Wie viele Jahre hat man sich für unbesiegbar gehalten, Ziele gesetzt und Pläne geschmiedet? Und nun, auf einen Schlag ist alles Makulatur. Schall und Rauch. Es umklammert einen mit eisiger Kälte, hält einem gefangen und macht einen ganz klein. Man versucht dem Unvermeidbaren zu entkommen, zu fliehen. Doch dann machen sich die ersten Zeichen bemerkbar und es ist nicht mehr mit dem Verleugnen, dem Davonlaufen. Man muss sich stellen, mit breiter Brust und klarem Blick. Den Kampf beginnen, auch wenn er aussichtslos scheint, aussichtslos ist.
Die Chance zu ergreifen, Begonnenes abzuschließen, Weichen zu stellen, den Tag zu nutzen. Carpe diem – sollte der Weg sein, den es einzuschlagen gilt. Dabei geht es weniger darum, sich selbst etwas zu beweisen, sich selbst zu besänftigen, sondern jenen, die zurückbleiben zu helfen. Wenig Ungesagtes zurückzulassen, keine Chancen zu vertun, keine Zeit zu vergeuden.

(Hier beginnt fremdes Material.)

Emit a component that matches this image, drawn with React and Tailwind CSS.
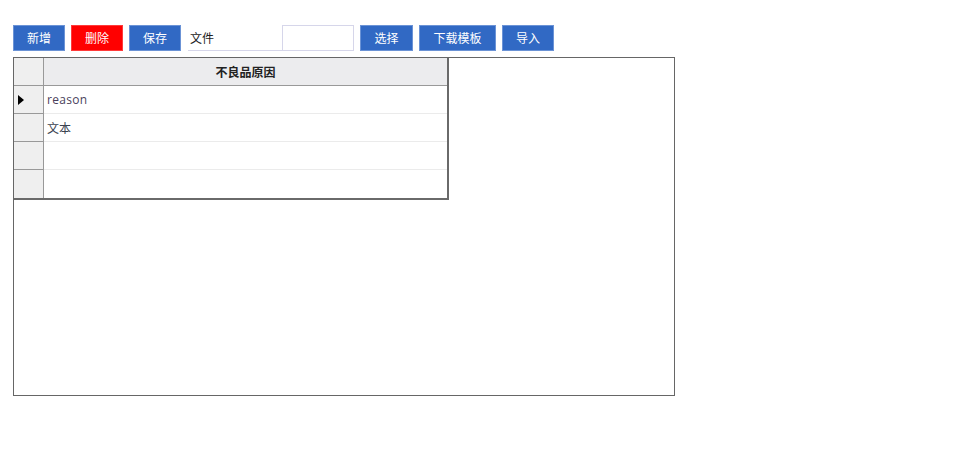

Was aber dem Leben Sinn verleiht, gibt auch dem Tod Sinn. Es ist leicht zu sterben, wenn es in der Ordnung der Dinge liegt. Antoine de Saint-Exupéry
Irgendwann kommt der Zeitpunkt, an dem der Körper nur mehr schmerzt, jeder Schritt zur Qual wird, jede Geste unendlich viel Kraft verzehrt und man die Last nicht mehr alleine tragen kann. Dann stellt sich die Frage, wer bestimmt den Tag und die Stunde. Wir sind hin und hergerissen zwischen dem Wunsch solange wie möglich zu bleiben und der Sehnsucht der Fahrt ein Ende zu bereiten. Dem Wunsch, den blauen Himmel noch zu sehen, die wärmenden Sonnenstrahlen nochmals auf der Haut zu spüren und sich vom Herbstwind ein letztes mal die Haare zerzausen zulassen, auch wenn keine Haare mehr da sind und dem Wunsch nach Friede, Schmerzfreiheit. Dem Glücksmoment, wenn alles Irdische abfällt und unsere Seele ihre Ruhe findet.

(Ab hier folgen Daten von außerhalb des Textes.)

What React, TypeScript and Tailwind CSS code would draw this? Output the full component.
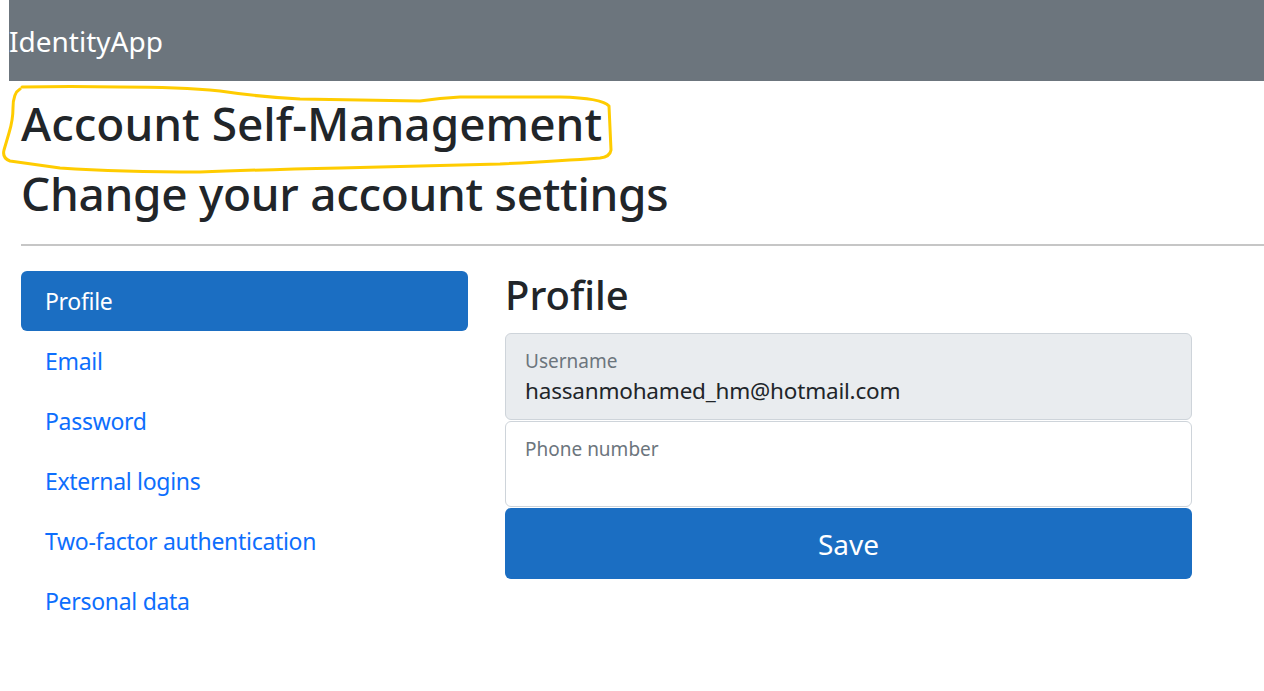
import React from "react";

const links = ["Email", "Password", "External logins", "Two-factor authentication", "Personal data"];

function Highlight() {
  return (
    <svg
      className="pointer-events-none absolute left-0 top-0"
      width="640"
      height="200"
      viewBox="0 0 640 200"
      fill="none"
    >
      <path
        d="M22 87 Q70 86 120 87 Q180 87 220 91 Q260 97 300 99 L420 101 Q440 98 460 97 L560 97 Q602 98 609 106 L611 150 Q610 157 600 158 Q560 161 500 164 L340 168 Q250 170 200 172 Q120 172 60 168 L10 161 Q2 158 4 150 L9 133 Q13 120 13 108 Q13 93 20 89"
        stroke="#ffcc00"
        strokeWidth="3"
        strokeLinecap="round"
        strokeLinejoin="round"
      />
    </svg>
  );
}

export default function App() {
  return (
    <div className="relative min-h-screen bg-white font-['Noto_Sans','Open_Sans',sans-serif] text-[#212529]">
      <nav className="ml-[9px] flex h-[81px] items-center bg-[#6c757d]">
        <span className="text-[28px] leading-none text-white">IdentityApp</span>
      </nav>

      <Highlight />

      <main className="pl-[21px]">
        <h1 className="mt-[15px] text-[46px] font-medium leading-[1.2]">Account Self-Management</h1>
        <h2 className="mt-[15px] text-[46px] font-medium leading-[1.2] tracking-[-0.3px]">
          Change your account settings
        </h2>
        <hr className="mt-[23px] border-t-2 border-[#c6c6c6]" />

        <div className="mt-[25px] flex gap-[37px]">
          <ul className="w-[447px] text-[23px] tracking-[-0.3px]">
            <li>
              <a className="flex h-[60px] items-center rounded-[6px] bg-[#1b6ec2] px-[24px] text-white">Profile</a>
            </li>
            {links.map((l) => (
              <li key={l}>
                <a className="flex h-[60px] items-center px-[24px] text-[#0d6efd]">{l}</a>
              </li>
            ))}
          </ul>

          <div className="w-[687px]">
            <h3 className="text-[40px] font-medium leading-[1.2]">Profile</h3>
            <div className="mt-[14px] flex h-[87px] flex-col rounded-[6px] border border-[#ced4da] bg-[#e9ecef] px-[19px] pt-[16px]">
              <span className="text-[19px] leading-tight text-[#6c757d]">Username</span>
              <span className="mt-[3px] text-[22.5px] leading-tight tracking-[-0.2px]">
                hassanmohamed_hm@hotmail.com
              </span>
            </div>
            <div className="mt-[1px] flex h-[86px] flex-col rounded-[6px] border border-[#ced4da] bg-white px-[19px] pt-[16px]">
              <span className="text-[19px] leading-tight text-[#6c757d]">Phone number</span>
            </div>
            <button className="mt-px flex h-[71px] w-full items-center justify-center rounded-[6px] bg-[#1b6ec2] text-[28px] text-white">
              Save
            </button>
          </div>
        </div>
      </main>
    </div>
  );
}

Wie kann hier ein Weg gegen den anderen aufgewogen werden. Wie kann hier zwischen gut und schlecht, zwischen klug und dumm entscheiden werden. Wer hat die Größe analytisch das eine dem anderen gegenüberzustellen.
Der Moment der Entscheidung, die nicht endgültiger sein kann, der Entscheidung selbst zu bestimmen oder bestimmt zu werden. Hilflos darauf zu warten oder den Schritt zu machen. Wer nimmt sich hier das Recht zu entscheiden, welcher Weg der richtige Weg ist.
An so manchen Weggabelungen unseres Lebens müssen wir uns entscheiden und oft geraten wir in ein Dilemma, welches darin liegt, dass keiner der beiden Wege ohne bitteren Nachgeschmack gegangen werden kann. Kein Weg der absolut richtige ist. Kein Weg ohne Hindernis. Doch es bleibt uns die Chance daran zu arbeiten. Aus dem Dilemma einen Ausweg zu finden, doch das letzte Dilemma gibt uns, sofern wir uns für einen der Wege entscheiden, diese Chance nicht mehr.
Wenn ich sterbe, so bedeutet das für mich, der ich ein winziger Teil der Liebe bin, daß ich zu dem gemeinsamen ewigen Quell zurückkehre. Leo N. Tolstoi
In diesem Sinne geht euren Weg, nutzt eure Zeit. Irgend ein Dilemma wird das letzte Dilemma sein.